In the listing below, find every line containing "that" and copy it out.

>> start

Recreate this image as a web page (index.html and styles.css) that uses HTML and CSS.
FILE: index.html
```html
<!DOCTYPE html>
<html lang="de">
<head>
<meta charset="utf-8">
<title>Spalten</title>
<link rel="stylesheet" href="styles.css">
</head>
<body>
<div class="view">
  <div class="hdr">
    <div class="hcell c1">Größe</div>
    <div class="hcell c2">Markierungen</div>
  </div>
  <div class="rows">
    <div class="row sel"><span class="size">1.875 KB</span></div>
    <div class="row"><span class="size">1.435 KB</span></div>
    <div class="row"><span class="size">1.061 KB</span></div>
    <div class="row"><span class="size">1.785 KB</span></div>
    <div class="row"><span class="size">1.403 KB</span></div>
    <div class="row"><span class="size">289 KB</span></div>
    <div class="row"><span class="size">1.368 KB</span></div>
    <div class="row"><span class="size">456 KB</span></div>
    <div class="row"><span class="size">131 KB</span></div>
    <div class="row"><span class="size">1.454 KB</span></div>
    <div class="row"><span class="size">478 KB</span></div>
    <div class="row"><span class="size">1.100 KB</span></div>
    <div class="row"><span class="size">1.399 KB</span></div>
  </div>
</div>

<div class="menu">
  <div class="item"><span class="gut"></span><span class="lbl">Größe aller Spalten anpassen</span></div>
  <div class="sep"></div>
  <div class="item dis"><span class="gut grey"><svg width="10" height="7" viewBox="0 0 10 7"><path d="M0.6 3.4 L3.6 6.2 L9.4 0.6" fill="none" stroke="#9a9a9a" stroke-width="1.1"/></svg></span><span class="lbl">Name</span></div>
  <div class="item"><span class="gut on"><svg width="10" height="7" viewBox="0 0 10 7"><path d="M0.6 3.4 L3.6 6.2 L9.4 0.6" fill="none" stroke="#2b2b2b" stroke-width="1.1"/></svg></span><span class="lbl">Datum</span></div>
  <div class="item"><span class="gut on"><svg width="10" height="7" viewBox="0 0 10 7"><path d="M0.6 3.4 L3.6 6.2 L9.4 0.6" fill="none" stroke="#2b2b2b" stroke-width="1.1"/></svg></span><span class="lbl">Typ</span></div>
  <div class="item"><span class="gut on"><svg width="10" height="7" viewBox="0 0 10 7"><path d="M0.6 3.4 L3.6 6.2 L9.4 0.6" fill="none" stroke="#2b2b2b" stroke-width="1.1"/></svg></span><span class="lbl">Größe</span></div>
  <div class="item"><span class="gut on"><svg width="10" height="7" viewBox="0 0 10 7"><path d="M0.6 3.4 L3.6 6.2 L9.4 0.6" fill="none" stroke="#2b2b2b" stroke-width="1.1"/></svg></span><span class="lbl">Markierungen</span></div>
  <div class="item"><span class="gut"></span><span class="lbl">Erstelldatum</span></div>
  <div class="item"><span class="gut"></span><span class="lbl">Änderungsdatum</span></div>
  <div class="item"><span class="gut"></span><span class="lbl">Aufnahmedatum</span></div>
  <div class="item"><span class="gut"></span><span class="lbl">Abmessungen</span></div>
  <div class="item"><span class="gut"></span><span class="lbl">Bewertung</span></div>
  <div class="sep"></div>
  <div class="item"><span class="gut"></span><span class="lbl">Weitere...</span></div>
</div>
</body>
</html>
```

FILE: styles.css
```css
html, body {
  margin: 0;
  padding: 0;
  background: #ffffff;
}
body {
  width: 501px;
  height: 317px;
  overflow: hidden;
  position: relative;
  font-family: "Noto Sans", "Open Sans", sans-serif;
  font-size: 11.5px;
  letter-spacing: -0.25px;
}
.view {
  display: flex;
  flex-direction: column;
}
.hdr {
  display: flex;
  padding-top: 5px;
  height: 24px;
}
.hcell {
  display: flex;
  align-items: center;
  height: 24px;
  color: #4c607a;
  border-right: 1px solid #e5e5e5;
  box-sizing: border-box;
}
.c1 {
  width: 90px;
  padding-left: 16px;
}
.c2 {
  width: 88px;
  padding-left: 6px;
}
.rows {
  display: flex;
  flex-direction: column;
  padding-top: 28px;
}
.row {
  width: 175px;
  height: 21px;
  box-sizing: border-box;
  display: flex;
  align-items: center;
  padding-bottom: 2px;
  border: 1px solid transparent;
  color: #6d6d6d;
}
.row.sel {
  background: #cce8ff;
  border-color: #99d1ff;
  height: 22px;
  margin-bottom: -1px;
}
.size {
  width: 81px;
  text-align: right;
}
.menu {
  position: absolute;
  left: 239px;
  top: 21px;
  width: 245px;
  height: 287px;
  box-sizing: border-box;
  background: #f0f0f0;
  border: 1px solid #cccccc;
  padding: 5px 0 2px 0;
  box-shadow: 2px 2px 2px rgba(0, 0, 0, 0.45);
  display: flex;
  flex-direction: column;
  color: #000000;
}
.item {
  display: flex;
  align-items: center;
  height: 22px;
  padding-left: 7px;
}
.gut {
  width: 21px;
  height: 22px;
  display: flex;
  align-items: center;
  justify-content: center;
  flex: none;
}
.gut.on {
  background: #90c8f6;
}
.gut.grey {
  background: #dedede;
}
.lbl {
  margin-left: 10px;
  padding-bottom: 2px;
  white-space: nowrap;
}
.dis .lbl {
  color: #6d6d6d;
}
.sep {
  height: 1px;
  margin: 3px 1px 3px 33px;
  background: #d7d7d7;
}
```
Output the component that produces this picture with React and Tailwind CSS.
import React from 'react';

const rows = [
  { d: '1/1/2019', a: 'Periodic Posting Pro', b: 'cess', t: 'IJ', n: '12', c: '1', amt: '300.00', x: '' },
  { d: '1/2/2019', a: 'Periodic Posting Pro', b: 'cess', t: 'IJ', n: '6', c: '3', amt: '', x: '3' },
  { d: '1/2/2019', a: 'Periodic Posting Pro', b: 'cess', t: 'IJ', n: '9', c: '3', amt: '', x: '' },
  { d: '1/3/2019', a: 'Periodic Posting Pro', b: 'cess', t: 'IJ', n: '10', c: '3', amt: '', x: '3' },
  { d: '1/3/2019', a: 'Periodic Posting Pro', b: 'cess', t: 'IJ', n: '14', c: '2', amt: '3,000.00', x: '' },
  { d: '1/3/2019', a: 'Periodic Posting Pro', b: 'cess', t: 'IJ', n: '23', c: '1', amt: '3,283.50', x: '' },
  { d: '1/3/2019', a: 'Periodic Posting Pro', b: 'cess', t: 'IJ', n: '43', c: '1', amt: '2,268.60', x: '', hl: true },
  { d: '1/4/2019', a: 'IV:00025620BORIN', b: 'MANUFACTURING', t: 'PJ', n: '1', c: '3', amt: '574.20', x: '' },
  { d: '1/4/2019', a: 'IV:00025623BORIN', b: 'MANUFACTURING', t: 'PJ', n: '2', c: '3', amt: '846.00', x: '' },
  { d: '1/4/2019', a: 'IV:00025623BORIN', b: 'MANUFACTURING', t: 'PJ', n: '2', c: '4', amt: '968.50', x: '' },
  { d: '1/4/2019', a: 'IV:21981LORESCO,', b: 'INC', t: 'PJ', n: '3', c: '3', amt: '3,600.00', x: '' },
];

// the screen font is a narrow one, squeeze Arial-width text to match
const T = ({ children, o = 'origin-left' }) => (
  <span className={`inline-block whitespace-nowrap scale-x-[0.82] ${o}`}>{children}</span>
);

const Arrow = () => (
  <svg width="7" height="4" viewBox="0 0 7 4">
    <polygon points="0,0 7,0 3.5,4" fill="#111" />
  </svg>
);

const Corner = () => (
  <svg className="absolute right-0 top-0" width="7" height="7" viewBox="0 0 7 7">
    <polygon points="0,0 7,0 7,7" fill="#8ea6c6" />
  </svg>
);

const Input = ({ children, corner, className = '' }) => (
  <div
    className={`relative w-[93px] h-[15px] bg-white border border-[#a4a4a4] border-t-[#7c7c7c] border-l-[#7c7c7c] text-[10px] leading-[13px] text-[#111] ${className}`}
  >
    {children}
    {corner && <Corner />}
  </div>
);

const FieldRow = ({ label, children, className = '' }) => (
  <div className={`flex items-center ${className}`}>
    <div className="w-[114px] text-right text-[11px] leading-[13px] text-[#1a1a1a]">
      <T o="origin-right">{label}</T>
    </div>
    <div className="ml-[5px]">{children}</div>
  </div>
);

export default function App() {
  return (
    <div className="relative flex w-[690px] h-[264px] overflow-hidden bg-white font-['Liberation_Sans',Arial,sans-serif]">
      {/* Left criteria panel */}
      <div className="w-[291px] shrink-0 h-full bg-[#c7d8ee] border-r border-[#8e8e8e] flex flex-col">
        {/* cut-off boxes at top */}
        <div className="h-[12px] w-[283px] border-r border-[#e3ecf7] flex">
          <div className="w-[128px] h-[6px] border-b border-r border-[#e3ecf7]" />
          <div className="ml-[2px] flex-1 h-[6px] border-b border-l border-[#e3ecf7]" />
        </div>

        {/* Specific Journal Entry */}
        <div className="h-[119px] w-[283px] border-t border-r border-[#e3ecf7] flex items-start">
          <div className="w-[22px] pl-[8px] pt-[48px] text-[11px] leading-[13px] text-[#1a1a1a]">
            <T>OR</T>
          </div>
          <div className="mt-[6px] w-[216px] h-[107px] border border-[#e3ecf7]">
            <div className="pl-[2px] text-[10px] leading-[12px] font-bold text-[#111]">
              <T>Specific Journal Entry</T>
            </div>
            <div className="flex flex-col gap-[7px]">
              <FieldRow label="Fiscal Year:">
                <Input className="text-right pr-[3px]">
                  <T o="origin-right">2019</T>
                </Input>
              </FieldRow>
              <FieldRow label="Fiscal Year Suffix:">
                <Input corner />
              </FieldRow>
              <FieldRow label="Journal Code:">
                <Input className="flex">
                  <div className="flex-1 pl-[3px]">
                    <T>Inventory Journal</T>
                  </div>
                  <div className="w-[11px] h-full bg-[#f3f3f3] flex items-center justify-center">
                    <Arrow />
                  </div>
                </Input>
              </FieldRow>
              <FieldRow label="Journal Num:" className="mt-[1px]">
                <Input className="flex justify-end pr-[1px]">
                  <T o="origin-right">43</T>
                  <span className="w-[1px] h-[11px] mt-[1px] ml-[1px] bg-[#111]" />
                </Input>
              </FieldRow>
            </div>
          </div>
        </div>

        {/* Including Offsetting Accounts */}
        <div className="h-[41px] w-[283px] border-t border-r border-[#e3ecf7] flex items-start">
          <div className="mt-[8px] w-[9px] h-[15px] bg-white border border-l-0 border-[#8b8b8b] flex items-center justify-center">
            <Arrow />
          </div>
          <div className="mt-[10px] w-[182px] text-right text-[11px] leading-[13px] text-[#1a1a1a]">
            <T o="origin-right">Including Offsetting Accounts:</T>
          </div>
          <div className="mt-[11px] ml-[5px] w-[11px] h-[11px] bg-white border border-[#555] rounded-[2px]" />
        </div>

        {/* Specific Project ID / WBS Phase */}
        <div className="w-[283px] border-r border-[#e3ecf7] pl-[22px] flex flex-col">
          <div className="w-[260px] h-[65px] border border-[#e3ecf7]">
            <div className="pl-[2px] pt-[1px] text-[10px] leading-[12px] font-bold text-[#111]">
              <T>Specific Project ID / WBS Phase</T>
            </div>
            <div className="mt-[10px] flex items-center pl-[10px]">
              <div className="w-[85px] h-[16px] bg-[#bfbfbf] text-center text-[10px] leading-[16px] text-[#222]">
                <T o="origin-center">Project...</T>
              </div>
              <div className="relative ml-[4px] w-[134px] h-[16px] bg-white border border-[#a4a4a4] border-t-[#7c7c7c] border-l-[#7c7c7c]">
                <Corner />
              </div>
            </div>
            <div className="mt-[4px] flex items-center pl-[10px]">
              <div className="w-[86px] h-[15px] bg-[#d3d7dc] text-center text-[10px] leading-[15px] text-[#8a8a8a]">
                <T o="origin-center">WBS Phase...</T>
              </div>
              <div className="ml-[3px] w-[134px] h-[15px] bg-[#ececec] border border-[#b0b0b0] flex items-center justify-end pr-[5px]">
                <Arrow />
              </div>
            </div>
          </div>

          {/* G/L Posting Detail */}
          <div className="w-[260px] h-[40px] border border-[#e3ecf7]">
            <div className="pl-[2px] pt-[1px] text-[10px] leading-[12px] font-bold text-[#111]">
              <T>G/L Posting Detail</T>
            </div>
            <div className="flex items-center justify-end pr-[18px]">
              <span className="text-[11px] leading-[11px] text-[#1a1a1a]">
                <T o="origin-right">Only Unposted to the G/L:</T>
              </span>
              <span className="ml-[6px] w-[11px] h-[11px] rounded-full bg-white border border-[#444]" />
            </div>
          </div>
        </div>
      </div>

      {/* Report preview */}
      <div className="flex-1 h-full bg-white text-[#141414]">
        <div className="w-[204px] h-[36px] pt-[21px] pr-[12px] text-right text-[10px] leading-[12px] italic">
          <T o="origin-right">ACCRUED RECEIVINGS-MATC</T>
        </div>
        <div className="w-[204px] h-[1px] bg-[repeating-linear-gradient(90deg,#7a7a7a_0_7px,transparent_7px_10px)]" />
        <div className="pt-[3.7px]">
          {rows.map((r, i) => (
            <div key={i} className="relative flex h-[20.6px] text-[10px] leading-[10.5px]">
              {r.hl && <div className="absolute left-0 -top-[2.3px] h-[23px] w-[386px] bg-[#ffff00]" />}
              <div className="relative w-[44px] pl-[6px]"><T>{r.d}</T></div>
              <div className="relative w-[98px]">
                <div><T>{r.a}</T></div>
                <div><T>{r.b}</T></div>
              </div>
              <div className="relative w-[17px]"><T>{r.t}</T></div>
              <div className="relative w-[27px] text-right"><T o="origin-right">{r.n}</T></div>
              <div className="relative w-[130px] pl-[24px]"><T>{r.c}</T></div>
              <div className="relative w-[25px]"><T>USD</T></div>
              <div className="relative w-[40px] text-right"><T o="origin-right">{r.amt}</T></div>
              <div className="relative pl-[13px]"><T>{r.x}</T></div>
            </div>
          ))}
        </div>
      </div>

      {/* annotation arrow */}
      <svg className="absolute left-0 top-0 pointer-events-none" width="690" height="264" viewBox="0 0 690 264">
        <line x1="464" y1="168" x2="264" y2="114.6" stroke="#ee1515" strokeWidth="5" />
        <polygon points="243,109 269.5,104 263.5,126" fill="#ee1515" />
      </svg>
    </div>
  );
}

>> end

* _Written answer_:
Recreate this image as a web page (index.html and styles.css) that uses HTML and CSS.
Output the component that produces this picture with React and Tailwind CSS.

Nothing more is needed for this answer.